Addressing Kaiser's astonishment that religion is still a thing. I'm on the opposite end of the spectrum where I'm astonished that so many non-believers buy into the "God doesn't exist" theory. The more I understand the human body, animal interaction, outer space, etc. the more I am baffled that people believe that these things came to be just by chance. It absolutely astounds me. Some of the smartest people the world has ever seen, and the best thing they can come up with is more unbelievable than a miracle itself.
I'd love hear what you've seen about the universe and animals that makes intelligent design more plausible that either a cyclical natural "creation"
or eternal expansion via the big bang. This by the way is THE question I'm most interested in when I talk to creationists.
I believe in micro evolution, not macro evolution. I was just thinking about this the other day: take for instance a mother, whether it be an animal or a human. When the mother has a baby, its mammary glands produce milk. This is an essential part of animal life.

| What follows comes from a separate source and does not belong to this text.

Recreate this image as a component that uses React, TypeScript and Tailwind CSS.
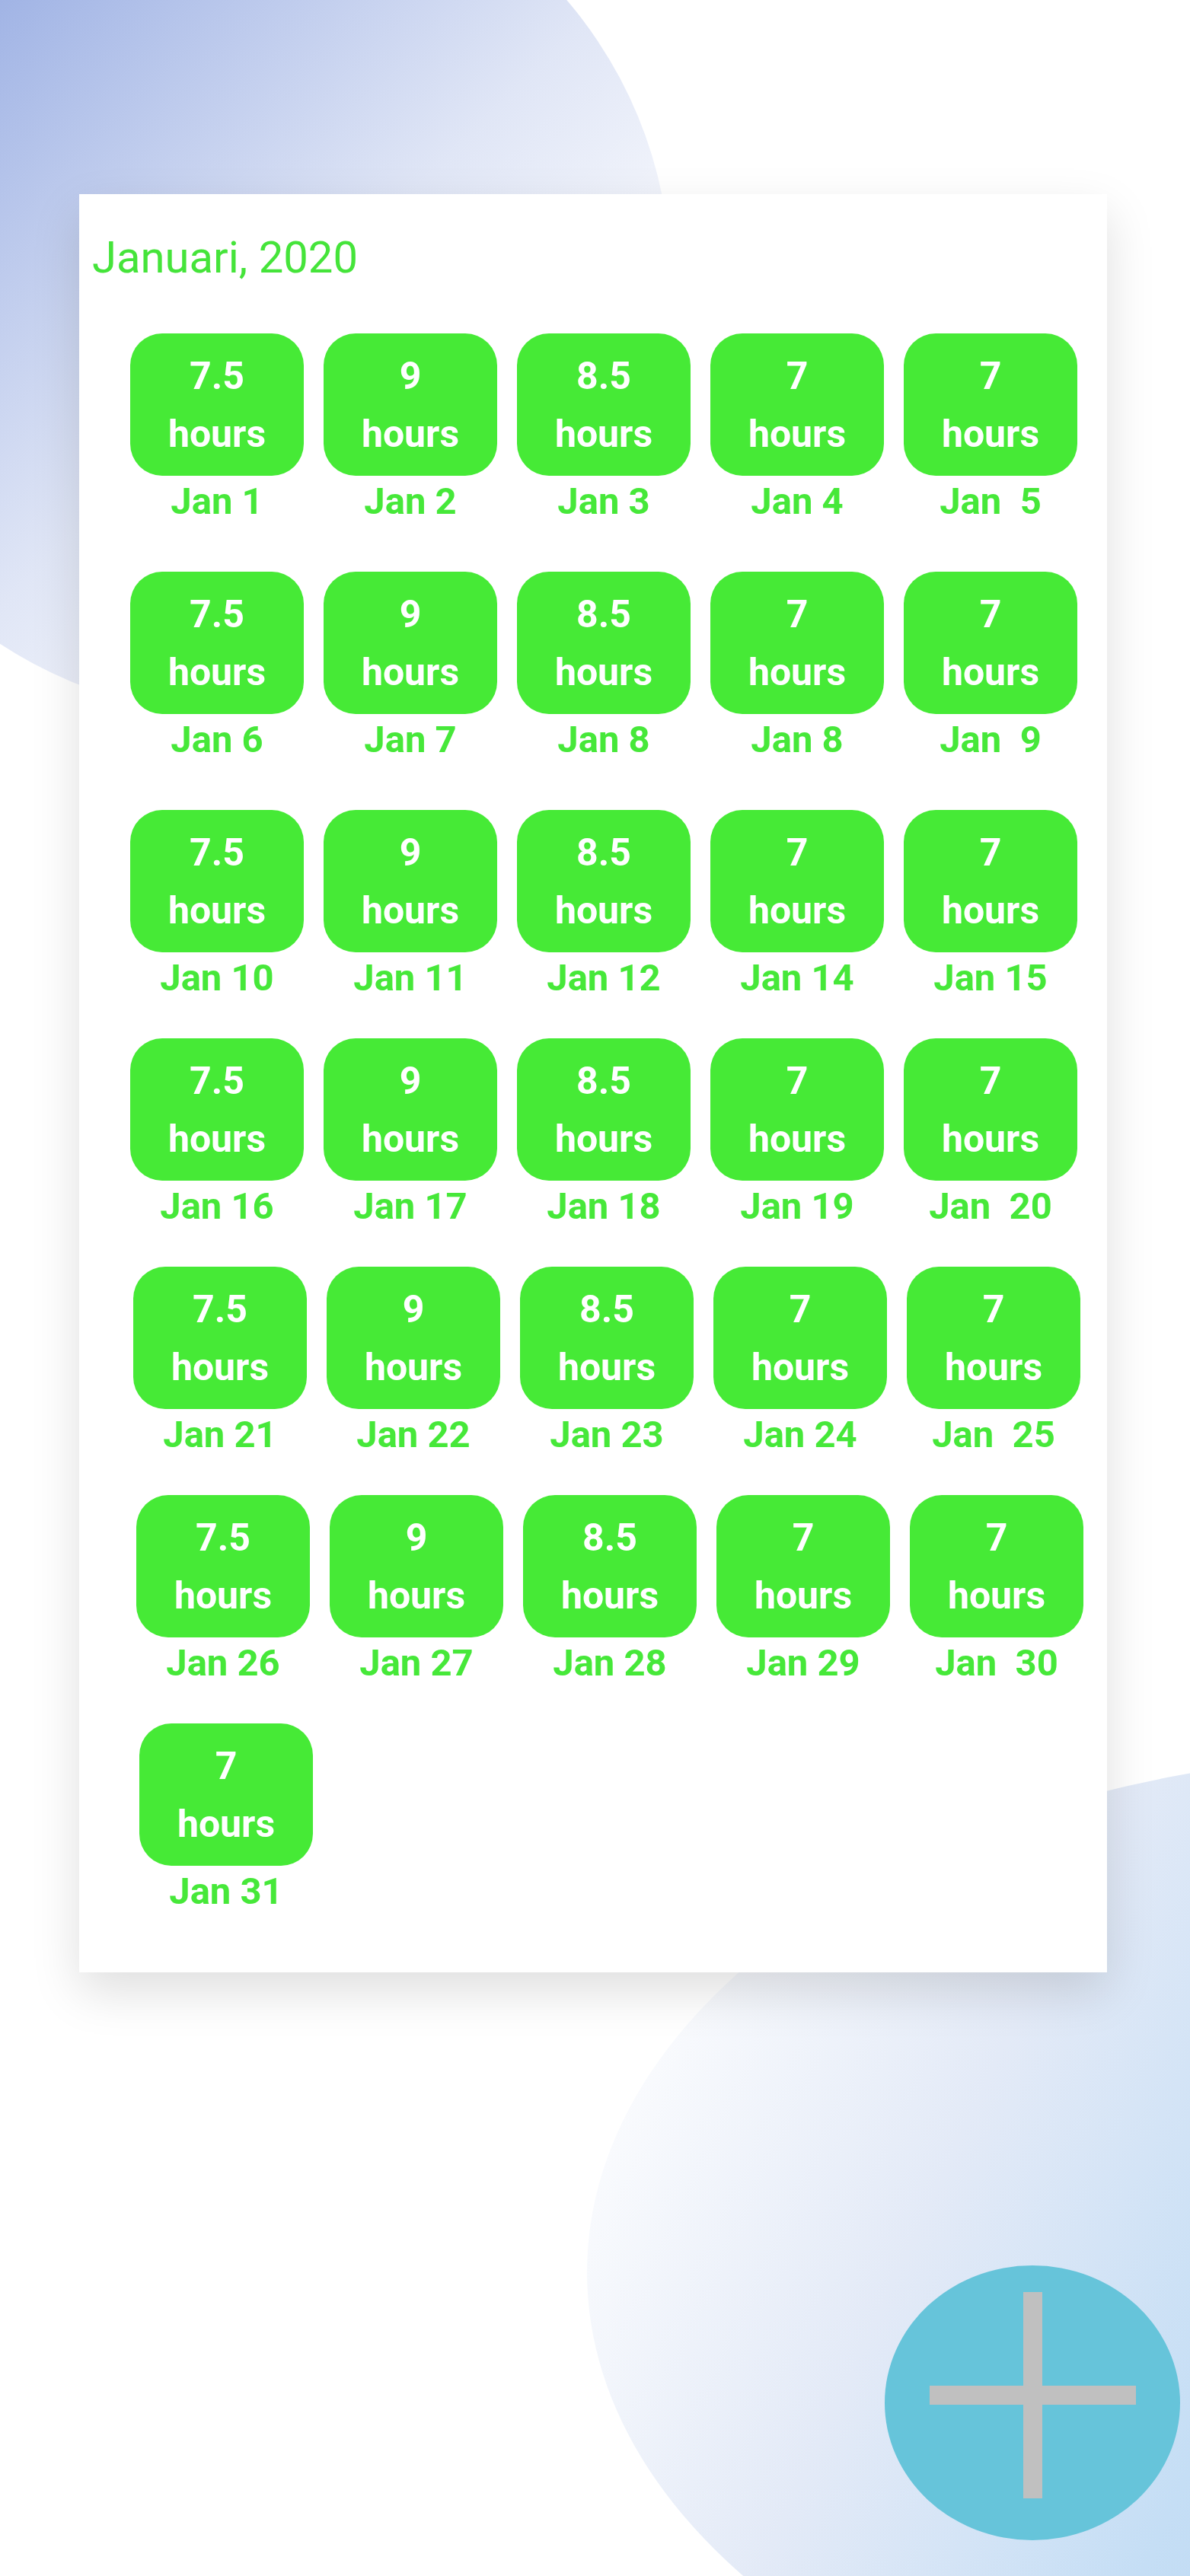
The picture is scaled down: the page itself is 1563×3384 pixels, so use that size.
import React from "react";

type Day = { h: string; d: string };

const rows: { cls: string; days: Day[] }[] = [
  {
    cls: "pl-[67px] mt-[71px]",
    days: [
      { h: "7.5", d: "Jan 1" },
      { h: "9", d: "Jan 2" },
      { h: "8.5", d: "Jan 3" },
      { h: "7", d: "Jan 4" },
      { h: "7", d: "Jan  5" },
    ],
  },
  {
    cls: "pl-[67px] mt-[58px]",
    days: [
      { h: "7.5", d: "Jan 6" },
      { h: "9", d: "Jan 7" },
      { h: "8.5", d: "Jan 8" },
      { h: "7", d: "Jan 8" },
      { h: "7", d: "Jan  9" },
    ],
  },
  {
    cls: "pl-[67px] mt-[58px]",
    days: [
      { h: "7.5", d: "Jan 10" },
      { h: "9", d: "Jan 11" },
      { h: "8.5", d: "Jan 12" },
      { h: "7", d: "Jan 14" },
      { h: "7", d: "Jan 15" },
    ],
  },
  {
    cls: "pl-[67px] mt-[45px]",
    days: [
      { h: "7.5", d: "Jan 16" },
      { h: "9", d: "Jan 17" },
      { h: "8.5", d: "Jan 18" },
      { h: "7", d: "Jan 19" },
      { h: "7", d: "Jan  20" },
    ],
  },
  {
    cls: "pl-[71px] mt-[45px]",
    days: [
      { h: "7.5", d: "Jan 21" },
      { h: "9", d: "Jan 22" },
      { h: "8.5", d: "Jan 23" },
      { h: "7", d: "Jan 24" },
      { h: "7", d: "Jan  25" },
    ],
  },
  {
    cls: "pl-[75px] mt-[45px]",
    days: [
      { h: "7.5", d: "Jan 26" },
      { h: "9", d: "Jan 27" },
      { h: "8.5", d: "Jan 28" },
      { h: "7", d: "Jan 29" },
      { h: "7", d: "Jan  30" },
    ],
  },
  {
    cls: "pl-[79px] mt-[45px]",
    days: [{ h: "7", d: "Jan 31" }],
  },
];

function DayCell({ day }: { day: Day }) {
  return (
    <div className="flex w-[228px] flex-col items-center">
      <div className="flex h-[187px] w-[228px] flex-col items-center justify-center rounded-[42px] bg-[#46ea36] text-[50px] font-bold leading-[76px] text-white">
        <span>{day.h}</span>
        <span>hours</span>
      </div>
      <div className="whitespace-pre text-[49px] font-bold leading-[68px] text-[#46e839]">
        {day.d}
      </div>
    </div>
  );
}

export default function App() {
  return (
    <div className="relative h-[3384px] w-full overflow-hidden bg-white font-['Roboto',sans-serif]">
      {/* decorative background blobs */}
      <div className="absolute left-[-257px] top-[-199px] h-[1138px] w-[1138px] rounded-full bg-[linear-gradient(135deg,#7d97db_0%,#a1b4e5_20%,#e0e6f6_55%,#f4f6fc_72%)]" />
      <div className="absolute left-[771px] top-[2305px] h-[1360px] w-[2158px] rounded-[50%] bg-[linear-gradient(115deg,#fbfcfe_8%,#e3eaf7_26%,#c5def5_44%,#b8d5f2_60%)]" />

      {/* card */}
      <div className="relative z-10 ml-[104px] mt-[255px] flex h-[2336px] w-[1350px] flex-col bg-white pt-[54px] shadow-[0_25px_60px_rgba(0,0,0,0.13)]">
        <div className="pl-[17px] text-[58px] font-normal leading-[58px] text-[#45e43a]">
          Januari, 2020
        </div>
        {rows.map((row, i) => (
          <div key={i} className={`flex gap-[26px] ${row.cls}`}>
            {row.days.map((d, j) => (
              <DayCell key={j} day={d} />
            ))}
          </div>
        ))}
      </div>

      {/* floating action button */}
      <div className="absolute left-[1162px] top-[2976px] z-20 flex h-[361px] w-[388px] items-center justify-center rounded-[50%] bg-[#66c4da] pb-[20px]">
        <div className="grid h-[271px] w-[271px] place-items-center">
          <div className="col-start-1 row-start-1 h-[271px] w-[25px] bg-[#c0c0c0]" />
          <div className="col-start-1 row-start-1 h-[25px] w-[271px] bg-[#c0c0c0]" />
        </div>
      </div>
    </div>
  );
}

Taking humans out of the equation, without mother's milk, the baby will not survive.
Macro evolution teaches me that over time, a species evolved to contain these glands, as well as produce a substance suitable for its species survival. Obviously the species didn't develop these glands overnight. It took thousands, maybe millions of years to develop. Where is this transition period, and how does the species survive during this transition? When did the species "decide" that milk would be its sustenance rather than (whatever the old method was)? I see a lack of proof of transitional development, let alone transitional species in archaeological findings. It's there, but not on a large enough scale to convince me macro evolution is a thing. I'm only talking about one thing here, not to mention the millions of other developments in macro evolution that must have happened in synchronicity to get us from point A (single cell organism) to point B (humans).
That's just the science side of it all. As shafnutz alluded to, the majesty and beauty of the universe holds no purpose, yet it exists. Why?
I also cannot fathom how a big bang could create a universe in such order, yet coincidentally in such chaos, without intelligent design. How many big bangs must there have been before THE Big Bang actually worked? Where there big bangs that were soooooo freaking close, but just didn't get it? Were there bb's that were perfect in constructing a universe full of planets and stars, but failed to make any life forms? Being that THE BIG BANG was a 1 in a ~quadrillion chance, there have to be other, observable, parallel universes where other big bangs existed. Otherwise, you're 1/1,000,000,000,000 chance is more like 1/10^10^10^10 and so on shot that the very first and very only big bang worked. If you're going to believe that, you might was well believe it was an intelligent designer behind the whole charade.